Presented by: Producciones VIVA, S.A. de C.V.
    Puerto Vallarta, Jalisco, Mexico. February 2007
     Capital Gains Tax on Real Estate.
Mexican Income Tax Law (MITL) assesses income
taxes on (i) residents in Mexico and (ii) Non-
residents on income attributable to “Mexican-
source income”.
Mexican source income: when the real estate is
located in Mexico.


Non-residents:
Income received by the seller from the “alienation”
of real estate is subject to income tax in one of two
ways:

    1) By applying a 25% tax rate to the total
    contractual purchase price without any deductions.
Payable:

       a) By purchaser’s withholding of the applicable
       tax (If purchaser is either a Mexican resident or
       a foreign entity or individual with a permanent
       establishment in Mexico): or

       b) Paid directly by seller, by filing a tax return in
       Mexico within 15 days following payment of the
       purchase price.


    2) By applying a 28% rate on the taxable gain or
    profit resulting from the sale, instead of calculating
    the tax based on the total purchase price.

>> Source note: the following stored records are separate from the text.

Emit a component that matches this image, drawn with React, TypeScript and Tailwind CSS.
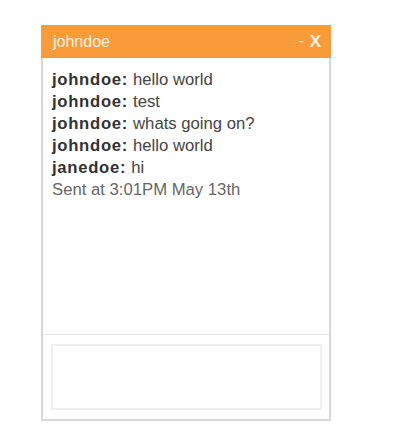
export default function App() {
  const msgs = [
    ["johndoe:", "hello world"],
    ["johndoe:", "test"],
    ["johndoe:", "whats going on?"],
    ["johndoe:", "hello world"],
    ["janedoe:", "hi"],
  ];
  return (
    <div className="w-[400px] h-[437px] bg-white pt-[25px] pl-[41px]" style={{ fontFamily: '"Liberation Sans", Arial, sans-serif' }}>
      <div className="w-[290px] flex flex-col">
        <div className="h-[33px] bg-[#f89b38] flex items-center justify-between pl-[12px] pr-[10px]">
          <span className="text-[16px] text-[#fff3e4]">johndoe</span>
          <span className="flex items-center gap-[6px] text-[#fff3e4]">
            <span className="text-[15px]">-</span>
            <span className="text-[17px] font-bold">X</span>
          </span>
        </div>
        <div className="border-x-2 border-b-2 border-[#d8d8d8] flex flex-col">
          <div className="h-[276px] pt-[11px] pl-[9px] text-[16.7px] leading-[22px]">
            {msgs.map(([n, m], i) => (
              <div key={i} className="flex">
                <span className="font-bold text-[#333333] tracking-[0.7px]">{n}</span>
                <span className="ml-[5px] text-[#444444]">{m}</span>
              </div>
            ))}
            <div className="text-[#666666]">Sent at 3:01PM May 13th</div>
          </div>
          <div className="border-t border-[#e6e6e6] pt-[9px] pb-[9px] pl-[8px] pr-[7px]">
            <div className="h-[66px] border-2 border-[#f0f0f0]" />
          </div>
        </div>
      </div>
    </div>
  );
}
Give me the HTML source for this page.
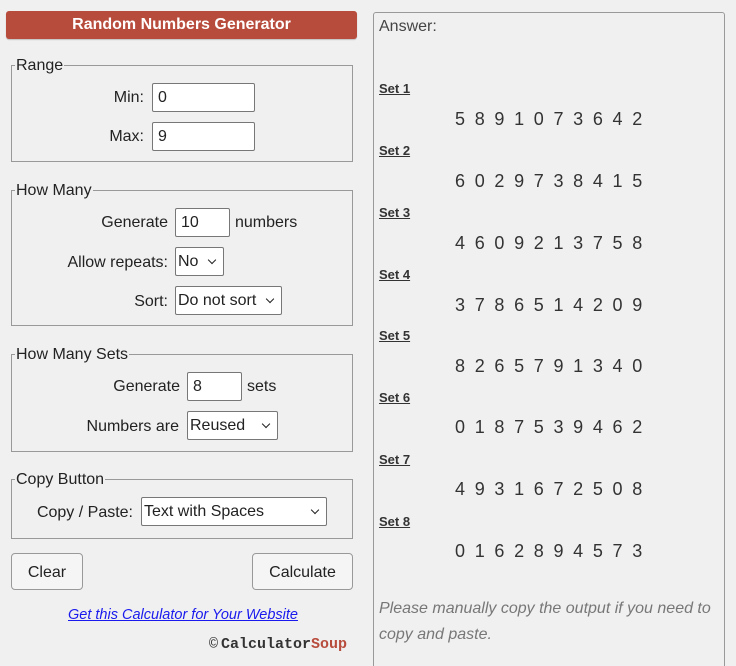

Notary Public shall pay the income tax directly to
the tax authority.
      How the Tax gain is determined?
In general terms, based on the selling price less
authorized deductions.
Deductions include the following:
    i) Original cost of acquisition of land and
    constructions (determined separately) and revalued
    from the date of acquisition to the date of sale
    based on the National Consumer Price Index.

Land value considered to be at least 20% of the
original purchase price.
Buildings and improvements decreased 3% per
annum between the date of acquisition and date of
sale, but not more than 20% of the original amount.
   ii) Investments in constructions, improvements and
   expansions (preservation costs excepted),
   iii) Notarial expenses, local transfer taxes, fees and
   other costs of sale, including appraisal costs and
   commissions.
Mexican Residents:
(Taxed on all income from whatever source)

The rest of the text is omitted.